Europa: Pirat gegen Massenüberwachung, für den Schutz der Privatsphäre

Der Katschhof bildet mit seiner Pflasterung, mit dem Dom an der einen und dem Rathaus an der anderen Seite ein Ensemble. Er markiert Aachen als Europastadt, in der der bedeutendste europäische Preis (Karlspreis) verliehen wird. Rechts: das Gebäude der Domsingschule. Foto: Henning Brinkmann

Der französische Staatsgerichtshof hat heute die 12-monatige Vorratsspeicherung von Informationen über die Kontakte und Bewegungen der kompletten Bevölkerung aufrecht erhalten, da eine „Bedrohung der nationalen Sicherheit“ vorliege. Es liege ein erhöhtes Risiko von Terroranschlägen und ausländischer Spionage vor. Der Gerichtshof erlaubte außerdem, die Vorratsdaten weiter für allgemeine Strafverfolgungszwecke zu verwenden.

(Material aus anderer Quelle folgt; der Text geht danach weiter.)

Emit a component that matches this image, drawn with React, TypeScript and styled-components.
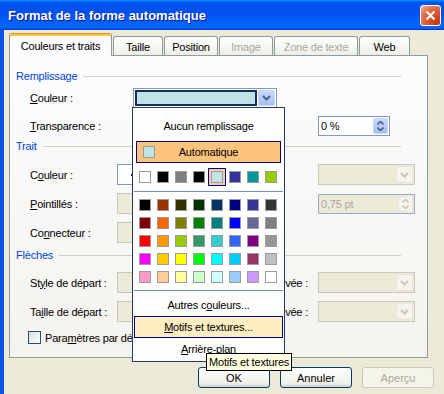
import React from 'react';
import styled, { createGlobalStyle, css } from 'styled-components';

const GlobalStyle = createGlobalStyle`
  html, body {
    margin: 0;
    padding: 0;
    overflow: hidden;
    background: #ece9d8;
  }
`;

const Window = styled.div`
  position: relative;
  width: 444px;
  height: 394px;
  overflow: hidden;
  display: flex;
  flex-direction: column;
  font-family: "Liberation Sans", Arial, sans-serif;
  font-size: 11px;
  letter-spacing: -0.2px;
  color: #000;
  background: #ece9d8;
`;

const TitleBar = styled.div`
  flex: none;
  height: 30px;
  display: flex;
  align-items: center;
  justify-content: space-between;
  padding: 0 3px 0 8px;
  background: linear-gradient(180deg, #0997ff, #0053ee 8%, #0050ee 40%, #0066ff 88%, #0066ff 93%, #005bff 95%, #003dd7 96%, #003dd7);
`;

const Title = styled.span`
  font-size: 13px;
  font-weight: bold;
  letter-spacing: 0;
  color: #fff;
  text-shadow: 1px 1px #0f1089;
`;

const CloseButton = styled.div`
  width: 21px;
  height: 21px;
  box-sizing: border-box;
  border: 1px solid #fff;
  border-radius: 3px;
  display: flex;
  align-items: center;
  justify-content: center;
  background: radial-gradient(circle at 85% 85%, #c23a10 0%, #e0603a 55%, #e8825f 75%, #f6c1ab 100%);
`;

const Body = styled.div`
  flex: 1;
  display: flex;
  flex-direction: column;
  border-left: 4px solid #0c55e4;
  padding: 3px 10px 0 5px;
`;

const TabStrip = styled.div`
  display: flex;
  align-items: flex-end;
  gap: 1px;
  height: 22px;
  position: relative;
  z-index: 1;
`;

const Tab = styled.div<{ $w: number; $active?: boolean; $disabled?: boolean }>`
  width: ${p => p.$w}px;
  height: 19px;
  box-sizing: border-box;
  padding-top: 2px;
  display: flex;
  align-items: center;
  justify-content: center;
  border: 1px solid #919b9c;
  border-bottom: none;
  border-radius: 3px 3px 0 0;
  background: linear-gradient(180deg, #fff, #fafaf9 26%, #f0f0ea 95%, #ecebe6);
  color: ${p => (p.$disabled ? '#aca899' : '#000')};
  white-space: nowrap;
  ${p =>
    p.$active &&
    css`
      height: 23px;
      margin-bottom: -1px;
      background: #fcfcfe;
      border-top: 1px solid #e68b2c;
      box-shadow: inset 0 2px #ffc83c;
    `}
`;

const Panel = styled.div`
  width: 419px;
  height: 303px;
  box-sizing: border-box;
  border: 1px solid #919b9c;
  background: linear-gradient(180deg, #fcfcfe, #f4f3ee);
  padding-left: 6px;
  display: flex;
  flex-direction: column;
`;

const GroupHeading = styled.div<{ $mt: number }>`
  display: flex;
  align-items: center;
  height: 14px;
  margin: ${p => p.$mt}px 26px 0 0;
  color: #0046d5;

  &::after {
    content: '';
    flex: 1;
    height: 1px;
    margin-left: 6px;
    background: #d0d0bf;
  }
`;

const FormRow = styled.div<{ $mt: number; $cols: string; $h?: number }>`
  display: grid;
  grid-template-columns: ${p => p.$cols};
  align-items: center;
  height: ${p => p.$h ?? 21}px;
  margin-top: ${p => p.$mt}px;
  padding-left: 14px;
`;

const Label = styled.span<{ $right?: boolean }>`
  white-space: nowrap;
  overflow: hidden;
  padding: ${p => (p.$right ? '0 10px 0 0' : '0 0 0 11px')};
  text-align: ${p => (p.$right ? 'right' : 'left')};
`;

const FieldLabel = styled.span`
  white-space: nowrap;
`;

const Combo = styled.div<{ $tone: 'active' | 'white' | 'off' }>`
  height: 100%;
  box-sizing: border-box;
  display: flex;
  padding: 1px;
  border: 1px solid ${p => (p.$tone === 'off' ? '#c9c7ba' : '#7f9db9')};
  background: ${p => (p.$tone === 'off' ? '#ecead9' : '#fff')};
`;

const ComboValue = styled.div<{ $color: string }>`
  flex: 1;
  margin-right: 1px;
  border: 2px solid #1b2b5e;
  background: ${p => p.$color};
`;

const LinePreview = styled.div`
  flex: 1;
  align-self: center;
  height: 2px;
  margin-left: 12px;
  background: #000;
`;

const DropButton = styled.div<{ $disabled?: boolean }>`
  width: 17px;
  flex: none;
  margin-left: auto;
  box-sizing: border-box;
  display: flex;
  align-items: center;
  justify-content: center;
  border-radius: 2px;
  ${p =>
    p.$disabled
      ? css`
          border: 1px solid #e8e6dc;
          background: #f4f3ee;
          color: #c9c7ba;
        `
      : css`
          border: 1px solid #c8d7fc;
          background: linear-gradient(180deg, #c6d7fd, #b5c9f8 60%, #a8bdf3);
          color: #4d6185;
        `}
`;

const SpinBox = styled.div<{ $disabled?: boolean }>`
  height: 20px;
  box-sizing: border-box;
  display: flex;
  padding: 1px;
  border: 1px solid ${p => (p.$disabled ? '#9aaac0' : '#7f9db9')};
  background: ${p => (p.$disabled ? '#ecead9' : '#fff')};
  color: ${p => (p.$disabled ? '#aca899' : '#000')};
`;

const SpinText = styled.span`
  flex: 1;
  padding-left: 1px;
  line-height: 16px;
  white-space: pre;
`;

const SpinButton = styled(DropButton)`
  width: 15px;
  flex-direction: column;
  gap: 2px;
`;

const CheckRow = styled.div`
  display: flex;
  align-items: center;
  gap: 4px;
  height: 15px;
  margin-top: 8px;
  padding-left: 12px;
`;

const CheckBox = styled.div`
  width: 13px;
  height: 13px;
  box-sizing: border-box;
  border: 1px solid #1c5180;
  background: linear-gradient(135deg, #dcdcd7, #fff);
`;

const ButtonRow = styled.div`
  display: flex;
  justify-content: flex-end;
  gap: 10px;
  margin-top: 9px;
`;

const DialogButton = styled.button`
  width: 72px;
  height: 21px;
  padding: 0;
  font: inherit;
  color: #000;
  border: 1px solid #003c74;
  border-radius: 3px;
  background: linear-gradient(180deg, #fff, #f0f0ea 80%, #d6d0c5);

  &:disabled {
    color: #aca899;
    border-color: #c9c7ba;
    background: #f5f4ea;
  }
`;

const Menu = styled.div`
  position: absolute;
  left: 132px;
  top: 107px;
  z-index: 5;
  width: 153px;
  box-sizing: border-box;
  padding: 7px 0 1px;
  border: 1px solid #263b6b;
  background: #fdfdfb;
  display: flex;
  flex-direction: column;
`;

const MenuItem = styled.div<{ $hover?: boolean; $mt?: number }>`
  height: 22px;
  box-sizing: border-box;
  margin: ${p => p.$mt ?? 0}px 1px 0;
  display: flex;
  align-items: center;
  justify-content: center;
  white-space: nowrap;
  ${p =>
    p.$hover &&
    css`
      border: 1px solid #000080;
      background: #ffeec2;
    `}
`;

const AutoItem = styled.div`
  height: 22px;
  box-sizing: border-box;
  margin: 4px 3px 0;
  display: grid;
  grid-template-columns: 22px 1fr 22px;
  align-items: center;
  border: 1px solid #000080;
  background: #ffc37d;

  & > span {
    text-align: center;
  }
`;

const Swatch = styled.div<{ $color: string }>`
  width: 12px;
  height: 12px;
  box-sizing: border-box;
  border: 1px solid #9c9c9c;
  background: ${p => p.$color};
`;

const AutoSwatch = styled(Swatch)`
  margin-left: 6px;
`;

const SwatchGrid = styled.div<{ $mt: number }>`
  display: grid;
  grid-template-columns: repeat(8, 18px);
  grid-auto-rows: 18px;
  margin: ${p => p.$mt}px 0 0 3px;
`;

const SwatchCell = styled.div<{ $selected?: boolean }>`
  display: flex;
  align-items: center;
  justify-content: center;
  box-sizing: border-box;
  ${p =>
    p.$selected &&
    css`
      border: 1px solid #000080;
      background: #f6cba8;
    `}
`;

const Separator = styled.div<{ $mt: number }>`
  height: 1px;
  margin: ${p => p.$mt}px 1px 0;
  background: #7090c8;
`;

const Tooltip = styled.div`
  position: absolute;
  left: 206px;
  top: 353px;
  z-index: 6;
  height: 18px;
  box-sizing: border-box;
  padding: 0 2px;
  line-height: 16px;
  border: 1px solid #000;
  background: #ffffe1;
  white-space: nowrap;
`;

const Chevron = () => (
  <svg width="9" height="6" viewBox="0 0 9 6">
    <path d="M1 1 L4.5 4.5 L8 1" stroke="currentColor" strokeWidth="2" fill="none" />
  </svg>
);

const SpinArrow = ({ up }: { up?: boolean }) => (
  <svg width="7" height="4" viewBox="0 0 7 4">
    <path d={up ? 'M0.5 3.5 L3.5 0.5 L6.5 3.5' : 'M0.5 0.5 L3.5 3.5 L6.5 0.5'} stroke="currentColor" strokeWidth="1.6" fill="none" />
  </svg>
);

const recent = ['#ffffff', '#000000', '#808080', '#000000', '#bfe3e7', '#333399', '#009999', '#99cc00'];

const palette = [
  '#000000', '#993300', '#333300', '#003300', '#003366', '#000080', '#333399', '#333333',
  '#800000', '#ff6600', '#808000', '#008000', '#008080', '#0000ff', '#666699', '#808080',
  '#ff0000', '#ff9900', '#99cc00', '#339966', '#33cccc', '#3366ff', '#800080', '#969696',
  '#ff00ff', '#ffcc00', '#ffff00', '#00ff00', '#00ffff', '#00ccff', '#993366', '#c0c0c0',
  '#ff99cc', '#ffcc99', '#ffff99', '#ccffcc', '#ccffff', '#99ccff', '#cc99ff', '#ffffff',
];

const tabs = [
  { label: 'Couleurs et traits', w: 103, active: true },
  { label: 'Taille', w: 50 },
  { label: 'Position', w: 54 },
  { label: 'Image', w: 54, disabled: true },
  { label: 'Zone de texte', w: 84, disabled: true },
  { label: 'Web', w: 51 },
];

const TRAIT_COLS = '87px 100px 101px 97px';
const FILL_COLS = '103px 144px 41px 72px';

function App() {
  return (
    <Window>
      <GlobalStyle />
      <TitleBar>
        <Title>Format de la forme automatique</Title>
        <CloseButton>
          <svg width="11" height="11" viewBox="0 0 11 11">
            <path d="M1.5 1.5 L9.5 9.5 M9.5 1.5 L1.5 9.5" stroke="#fff" strokeWidth="2.2" />
          </svg>
        </CloseButton>
      </TitleBar>

      <Body>
        <TabStrip>
          {tabs.map(t => (
            <Tab key={t.label} $w={t.w} $active={t.active} $disabled={t.disabled}>
              {t.label}
            </Tab>
          ))}
        </TabStrip>

        <Panel>
          <GroupHeading $mt={13}>Remplissage</GroupHeading>
          <FormRow $mt={5} $h={20} $cols={FILL_COLS}>
            <FieldLabel><u>C</u>ouleur :</FieldLabel>
            <Combo $tone="active">
              <ComboValue $color="#bfe3e7" />
              <DropButton><Chevron /></DropButton>
            </Combo>
          </FormRow>
          <FormRow $mt={8} $h={20} $cols={FILL_COLS}>
            <FieldLabel><u>T</u>ransparence :</FieldLabel>
            <span />
            <span />
            <SpinBox>
              <SpinText>0 %</SpinText>
              <SpinButton><SpinArrow up /><SpinArrow /></SpinButton>
            </SpinBox>
          </FormRow>

          <GroupHeading $mt={3}>Trait</GroupHeading>
          <FormRow $mt={11} $cols={TRAIT_COLS}>
            <FieldLabel>C<u>o</u>uleur :</FieldLabel>
            <Combo $tone="white"><LinePreview /></Combo>
            <Label>Style :</Label>
            <Combo $tone="off"><DropButton $disabled><Chevron /></DropButton></Combo>
          </FormRow>
          <FormRow $mt={8} $cols={TRAIT_COLS}>
            <FieldLabel><u>P</u>ointillés :</FieldLabel>
            <Combo $tone="off" />
            <Label>Épaisseur :</Label>
            <SpinBox $disabled>
              <SpinText>0,75 pt</SpinText>
              <SpinButton $disabled><SpinArrow up /><SpinArrow /></SpinButton>
            </SpinBox>
          </FormRow>
          <FormRow $mt={8} $cols={TRAIT_COLS}>
            <FieldLabel>Co<u>n</u>necteur :</FieldLabel>
            <Combo $tone="off" />
          </FormRow>

          <GroupHeading $mt={5}>Flèches</GroupHeading>
          <FormRow $mt={10} $cols={TRAIT_COLS}>
            <FieldLabel>St<u>y</u>le de départ :</FieldLabel>
            <Combo $tone="off" />
            <Label $right>Style d'arrivée :</Label>
            <Combo $tone="off"><DropButton $disabled><Chevron /></DropButton></Combo>
          </FormRow>
          <FormRow $mt={8} $cols={TRAIT_COLS}>
            <FieldLabel>Ta<u>i</u>lle de départ :</FieldLabel>
            <Combo $tone="off" />
            <Label $right>Taille d'arrivée :</Label>
            <Combo $tone="off"><DropButton $disabled><Chevron /></DropButton></Combo>
          </FormRow>
          <CheckRow>
            <CheckBox />
            <FieldLabel>Para<u>m</u>ètres par défaut pour les nouveaux objets</FieldLabel>
          </CheckRow>
        </Panel>

        <ButtonRow>
          <DialogButton>OK</DialogButton>
          <DialogButton>Annuler</DialogButton>
          <DialogButton disabled>Aperçu</DialogButton>
        </ButtonRow>
      </Body>

      <Menu>
        <MenuItem>Aucun remplissage</MenuItem>
        <AutoItem>
          <AutoSwatch $color="#bfe3e7" />
          <span>Automatique</span>
        </AutoItem>
        <SwatchGrid $mt={5}>
          {recent.map((c, i) => (
            <SwatchCell key={i} $selected={i === 4}>
              <Swatch $color={c} />
            </SwatchCell>
          ))}
        </SwatchGrid>
        <Separator $mt={5} />
        <SwatchGrid $mt={4}>
          {palette.map((c, i) => (
            <SwatchCell key={i}>
              <Swatch $color={c} />
            </SwatchCell>
          ))}
        </SwatchGrid>
        <Separator $mt={4} />
        <MenuItem $mt={3}>Autres c<u>o</u>uleurs...</MenuItem>
        <MenuItem $hover><u>M</u>otifs et textures...</MenuItem>
        <MenuItem><u>A</u>rrière-plan</MenuItem>
      </Menu>
      <Tooltip>Motifs et textures</Tooltip>
    </Window>
  );
}

export default App;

Der Europaparlamentarier und Bürgerrechtler Patrick Breyer (Piratenpartei) kritisiert das Urteil scharf. Er teilt mit:

Das pauschale Sammeln von Metadaten aller Menschen macht uns im Grunde genommen nackt im System und verstößt fundamental gegen EU-Grundrechte. Das wahllose Sammeln von sensiblen Informationen über soziale Kontakte (auch Geschäftskontakte), Bewegungen und das Privatleben (z.B. Kontakte zu Ärzt*innen, Anwält*innen, Betriebsrät*innen, Psycholog*innen, Beratungsstellen etc.) von Millionen unverdächtiger Bürger*innen ist
eine radikale Maßnahme der Massenüberwachung.

Nur in Ausnahmesituationen, wie z.B. bei einem drohenden Terroranschlag, hat der Europäische Gerichtshof eine pauschale Vorratsdatenspeicherung vorübergehend erlaubt, aber das französische Urteil macht sie zur Regel und zum Dauerzustand. Dies pervertiert die EU-Rechtsprechung zum Schutz unserer Grundrechte auf Privatsphäre und Meinungsfreiheit.

Ich rufe unsere französischen Freunde auf, diese Entscheidung und den darin zum Ausdruck kommenden französischen Exzeptionalismus anzufechten. Eine pauschale Vorratsdatenspeicherung schafft untragbare Risiken des Missbrauchs und des Verlusts vertraulicher Informationen über unsere privaten und geschäftlichen Kontakte, Bewegungen und Interessen.

Lassen Sie uns dafür sorgen, dass Freiheit herrscht und nicht Generalverdacht
und Angst!“

***

Hier eine Meldung aus dem Berliner „TAGESSPIEGEL“-Redaktion. Klar wird, dass die einmal erhobenen Daten fleißig missbraucht werden. Sogar von Polizeibeamten.

Die Sanktionsstelle der Berliner Beauftragten für Datenschutz und Informationsfreiheit haben 2020 insgesamt 47 Bußgelder in Höhe von insgesamt 77.250 Euro festgesetzt. Daneben seien 38 Zwangsgeldbescheide erlassen worden; in fünf Fällen sei ein Strafantrag gestellt worden.

Ein Großteil der Verfahren (33), so berichtet der Tagesspiegel, hätten sich gegen Polizeibeamt*innen gerichtet, die unbefugt „personenbezogene Daten Dritter aus der polizeiinternen Datenbank POLIKS“ abgerufen hätten. In einem Fall habe eine Polizistin POLIKS genutzt, um die Ex-Freundinnen des neuen Lebensgefährten ausfindig zu machen und zu Gesprächen aufzusuchen.

In einem anderen Fall hätte ein Polizist die Daten sämtlicher Nachbar*innen aus dem eigenen Mehrfamilienhaus abgefragt, um sie später in nachbarschaftlichen Streitigkeiten auszuspielen.

Ein Polizist habe POLIKS als Suchmaschine für die Kontaktdaten eines Kartenspielverkäufers genutzt, nachdem er die richtige Telefonnummer über „Google“ nicht gefunden hätte.